> **Prompt**: Below is a listing; write it out exactly and drop any images from it.

* Begin Material provided *

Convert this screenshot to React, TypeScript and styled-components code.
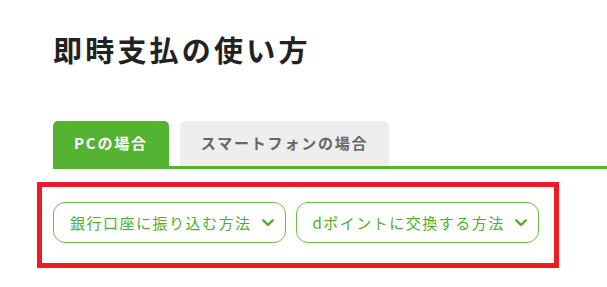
import React from "react";
import styled, { createGlobalStyle } from "styled-components";

const GlobalStyle = createGlobalStyle`
  html, body { margin: 0; padding: 0; background: #ffffff; }
  body { font-family: "Noto Sans CJK JP", "Noto Sans", sans-serif; }
`;

const Page = styled.div`
  padding: 27px 0 0 53px;
  box-sizing: border-box;
  width: 607px;
`;

const Title = styled.h1`
  margin: 0;
  font-size: 29px;
  line-height: 44px;
  font-weight: 700;
  letter-spacing: 3.2px;
  color: #222222;
`;

const TabBar = styled.div`
  margin-top: 50px;
  display: flex;
  gap: 11px;
  border-bottom: 3px solid #55b332;
`;

const Tab = styled.div<{ $active?: boolean }>`
  height: 45px;
  box-sizing: border-box;
  padding: 0 21px 3px 21px;
  display: flex;
  align-items: center;
  border-radius: 5px 5px 0 0;
  font-size: 15px;
  font-weight: 700;
  letter-spacing: 1.8px;
  background: ${(p) => (p.$active ? "#55b332" : "#eeeeee")};
  color: ${(p) => (p.$active ? "#ffffff" : "#666666")};
`;

const Highlight = styled.div`
  margin: 13px 0 0 -16px;
  width: 522px;
  box-sizing: border-box;
  border: 5px solid #ed1c24;
  padding: 15px 11px 20px 11px;
  display: flex;
  gap: 10px;
`;

const AnchorButton = styled.a`
  display: flex;
  align-items: center;
  gap: 10px;
  height: 41px;
  box-sizing: border-box;
  padding: 0 11px 0 16px;
  border: 1px solid #6cbd48;
  border-radius: 12px;
  color: #4fae2e;
  font-size: 15px;
  letter-spacing: 1.5px;
  text-decoration: none;
  white-space: nowrap;
`;

const Chevron = () => (
  <svg width="12" height="8" viewBox="0 0 12 8" aria-hidden="true">
    <path
      d="M1.3 1.3 L6 6 L10.7 1.3"
      fill="none"
      stroke="#4fae2e"
      strokeWidth="2.4"
      strokeLinecap="round"
      strokeLinejoin="round"
    />
  </svg>
);

export default function App() {
  return (
    <>
      <GlobalStyle />
      <Page>
        <Title>即時支払の使い方</Title>
        <TabBar>
          <Tab $active>PCの場合</Tab>
          <Tab>スマートフォンの場合</Tab>
        </TabBar>
        <Highlight>
          <AnchorButton href="#bank">
            <span>銀行口座に振り込む方法</span>
            <Chevron />
          </AnchorButton>
          <AnchorButton href="#dpoint">
            <span>dポイントに交換する方法</span>
            <Chevron />
          </AnchorButton>
        </Highlight>
      </Page>
    </>
  );
}
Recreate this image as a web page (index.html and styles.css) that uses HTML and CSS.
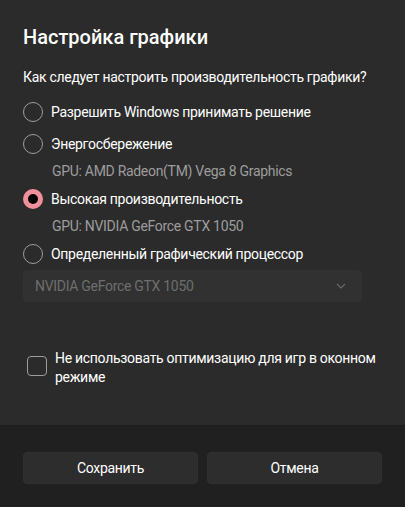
FILE: index.html
```html
<!DOCTYPE html>
<html lang="ru">
<head>
<meta charset="utf-8">
<link rel="stylesheet" href="styles.css">
</head>
<body>
<div class="dialog">
  <div class="content">
    <h1 class="title">Настройка графики</h1>
    <p class="question">Как следует настроить производительность графики?</p>
    <div class="options">
      <div class="radio-row"><span class="radio"></span><span class="label">Разрешить Windows принимать решение</span></div>
      <div class="radio-row"><span class="radio"></span><span class="label">Энергосбережение</span></div>
      <div class="gpu">GPU: AMD Radeon(TM) Vega 8 Graphics</div>
      <div class="radio-row"><span class="radio checked"></span><span class="label">Высокая производительность</span></div>
      <div class="gpu">GPU: NVIDIA GeForce GTX 1050</div>
      <div class="radio-row"><span class="radio"></span><span class="label">Определенный графический процессор</span></div>
    </div>
    <div class="select">
      <span>NVIDIA GeForce GTX 1050</span>
      <svg class="chev" width="10" height="6" viewBox="0 0 10 6"><path d="M1 1 L5 5 L9 1" fill="none" stroke="#6a6a6a" stroke-width="1.2"/></svg>
    </div>
    <div class="check-row">
      <span class="checkbox"></span>
      <span class="check-label">Не использовать оптимизацию для игр в оконном режиме</span>
    </div>
  </div>
  <div class="footer">
    <button class="btn">Сохранить</button>
    <button class="btn">Отмена</button>
  </div>
</div>
</body>
</html>
```
FILE: styles.css
```css
* { box-sizing: border-box; }
html, body { margin: 0; padding: 0; background: #2b2b2b; }
body { font-family: Roboto, "Noto Sans", sans-serif; color: #ffffff; letter-spacing: -0.3px; }
.dialog { width: 405px; height: 507px; display: flex; flex-direction: column; background: #2b2b2b; }
.content { flex: 1; padding: 23px 23px 0 23px; }
.title { margin: 0; font-size: 20px; font-weight: 500; line-height: 28px; letter-spacing: 0; }
.question { margin: 16px 0 0 0; font-size: 14px; line-height: 20px; }
.options { margin-top: 9px; display: flex; flex-direction: column; }
.radio-row { display: flex; align-items: center; height: 32px; }
.radio { width: 20px; height: 20px; border-radius: 50%; border: 1px solid #9d9d9d; margin-right: 8px; flex: none; }
.radio.checked { border: 5px solid #f0909a; background: #000; }
.label { font-size: 14px; }
.gpu { padding: 1px 0 0 29px; font-size: 14px; color: #9d9d9d; height: 23px; line-height: 20px; }
.select { width: 339px; height: 32px; background: #313131; border-radius: 4px; display: flex; align-items: center; justify-content: space-between; padding: 0 16px 0 12px; font-size: 14px; color: #6e6e6e; }
.chev { flex: none; }
.check-row { margin-top: 47px; display: flex; align-items: flex-start; padding-left: 4px; }
.checkbox { width: 20px; height: 20px; border: 1px solid #9d9d9d; border-radius: 4px; margin-top: 7px; margin-right: 8px; flex: none; }
.check-label { font-size: 14px; line-height: 19px; }
.footer { height: 82px; background: #202020; border-top: 1px solid #1d1d1d; display: flex; gap: 9px; padding: 26px 23px 0 23px; }
.btn { flex: 1; height: 32px; background: #2d2d2d; border: 1px solid #303030; border-radius: 4px; color: #fff; font-family: inherit; font-size: 14px; letter-spacing: -0.3px; }
```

* End Material provided *

> **Result**:
Convert this screenshot to React, TypeScript and styled-components code.
import React from "react";
import styled, { createGlobalStyle } from "styled-components";

const GlobalStyle = createGlobalStyle`
  html, body { margin: 0; padding: 0; background: #ffffff; }
  body { font-family: "Noto Sans CJK JP", "Noto Sans", sans-serif; }
`;

const Page = styled.div`
  padding: 27px 0 0 53px;
  box-sizing: border-box;
  width: 607px;
`;

const Title = styled.h1`
  margin: 0;
  font-size: 29px;
  line-height: 44px;
  font-weight: 700;
  letter-spacing: 3.2px;
  color: #222222;
`;

const TabBar = styled.div`
  margin-top: 50px;
  display: flex;
  gap: 11px;
  border-bottom: 3px solid #55b332;
`;

const Tab = styled.div<{ $active?: boolean }>`
  height: 45px;
  box-sizing: border-box;
  padding: 0 21px 3px 21px;
  display: flex;
  align-items: center;
  border-radius: 5px 5px 0 0;
  font-size: 15px;
  font-weight: 700;
  letter-spacing: 1.8px;
  background: ${(p) => (p.$active ? "#55b332" : "#eeeeee")};
  color: ${(p) => (p.$active ? "#ffffff" : "#666666")};
`;

const Highlight = styled.div`
  margin: 13px 0 0 -16px;
  width: 522px;
  box-sizing: border-box;
  border: 5px solid #ed1c24;
  padding: 15px 11px 20px 11px;
  display: flex;
  gap: 10px;
`;

const AnchorButton = styled.a`
  display: flex;
  align-items: center;
  gap: 10px;
  height: 41px;
  box-sizing: border-box;
  padding: 0 11px 0 16px;
  border: 1px solid #6cbd48;
  border-radius: 12px;
  color: #4fae2e;
  font-size: 15px;
  letter-spacing: 1.5px;
  text-decoration: none;
  white-space: nowrap;
`;

const Chevron = () => (
  <svg width="12" height="8" viewBox="0 0 12 8" aria-hidden="true">
    <path
      d="M1.3 1.3 L6 6 L10.7 1.3"
      fill="none"
      stroke="#4fae2e"
      strokeWidth="2.4"
      strokeLinecap="round"
      strokeLinejoin="round"
    />
  </svg>
);

export default function App() {
  return (
    <>
      <GlobalStyle />
      <Page>
        <Title>即時支払の使い方</Title>
        <TabBar>
          <Tab $active>PCの場合</Tab>
          <Tab>スマートフォンの場合</Tab>
        </TabBar>
        <Highlight>
          <AnchorButton href="#bank">
            <span>銀行口座に振り込む方法</span>
            <Chevron />
          </AnchorButton>
          <AnchorButton href="#dpoint">
            <span>dポイントに交換する方法</span>
            <Chevron />
          </AnchorButton>
        </Highlight>
      </Page>
    </>
  );
}
Recreate this image as a web page (index.html and styles.css) that uses HTML and CSS.
FILE: index.html
```html
<!DOCTYPE html>
<html lang="ru">
<head>
<meta charset="utf-8">
<link rel="stylesheet" href="styles.css">
</head>
<body>
<div class="dialog">
  <div class="content">
    <h1 class="title">Настройка графики</h1>
    <p class="question">Как следует настроить производительность графики?</p>
    <div class="options">
      <div class="radio-row"><span class="radio"></span><span class="label">Разрешить Windows принимать решение</span></div>
      <div class="radio-row"><span class="radio"></span><span class="label">Энергосбережение</span></div>
      <div class="gpu">GPU: AMD Radeon(TM) Vega 8 Graphics</div>
      <div class="radio-row"><span class="radio checked"></span><span class="label">Высокая производительность</span></div>
      <div class="gpu">GPU: NVIDIA GeForce GTX 1050</div>
      <div class="radio-row"><span class="radio"></span><span class="label">Определенный графический процессор</span></div>
    </div>
    <div class="select">
      <span>NVIDIA GeForce GTX 1050</span>
      <svg class="chev" width="10" height="6" viewBox="0 0 10 6"><path d="M1 1 L5 5 L9 1" fill="none" stroke="#6a6a6a" stroke-width="1.2"/></svg>
    </div>
    <div class="check-row">
      <span class="checkbox"></span>
      <span class="check-label">Не использовать оптимизацию для игр в оконном режиме</span>
    </div>
  </div>
  <div class="footer">
    <button class="btn">Сохранить</button>
    <button class="btn">Отмена</button>
  </div>
</div>
</body>
</html>
```
FILE: styles.css
```css
* { box-sizing: border-box; }
html, body { margin: 0; padding: 0; background: #2b2b2b; }
body { font-family: Roboto, "Noto Sans", sans-serif; color: #ffffff; letter-spacing: -0.3px; }
.dialog { width: 405px; height: 507px; display: flex; flex-direction: column; background: #2b2b2b; }
.content { flex: 1; padding: 23px 23px 0 23px; }
.title { margin: 0; font-size: 20px; font-weight: 500; line-height: 28px; letter-spacing: 0; }
.question { margin: 16px 0 0 0; font-size: 14px; line-height: 20px; }
.options { margin-top: 9px; display: flex; flex-direction: column; }
.radio-row { display: flex; align-items: center; height: 32px; }
.radio { width: 20px; height: 20px; border-radius: 50%; border: 1px solid #9d9d9d; margin-right: 8px; flex: none; }
.radio.checked { border: 5px solid #f0909a; background: #000; }
.label { font-size: 14px; }
.gpu { padding: 1px 0 0 29px; font-size: 14px; color: #9d9d9d; height: 23px; line-height: 20px; }
.select { width: 339px; height: 32px; background: #313131; border-radius: 4px; display: flex; align-items: center; justify-content: space-between; padding: 0 16px 0 12px; font-size: 14px; color: #6e6e6e; }
.chev { flex: none; }
.check-row { margin-top: 47px; display: flex; align-items: flex-start; padding-left: 4px; }
.checkbox { width: 20px; height: 20px; border: 1px solid #9d9d9d; border-radius: 4px; margin-top: 7px; margin-right: 8px; flex: none; }
.check-label { font-size: 14px; line-height: 19px; }
.footer { height: 82px; background: #202020; border-top: 1px solid #1d1d1d; display: flex; gap: 9px; padding: 26px 23px 0 23px; }
.btn { flex: 1; height: 32px; background: #2d2d2d; border: 1px solid #303030; border-radius: 4px; color: #fff; font-family: inherit; font-size: 14px; letter-spacing: -0.3px; }
```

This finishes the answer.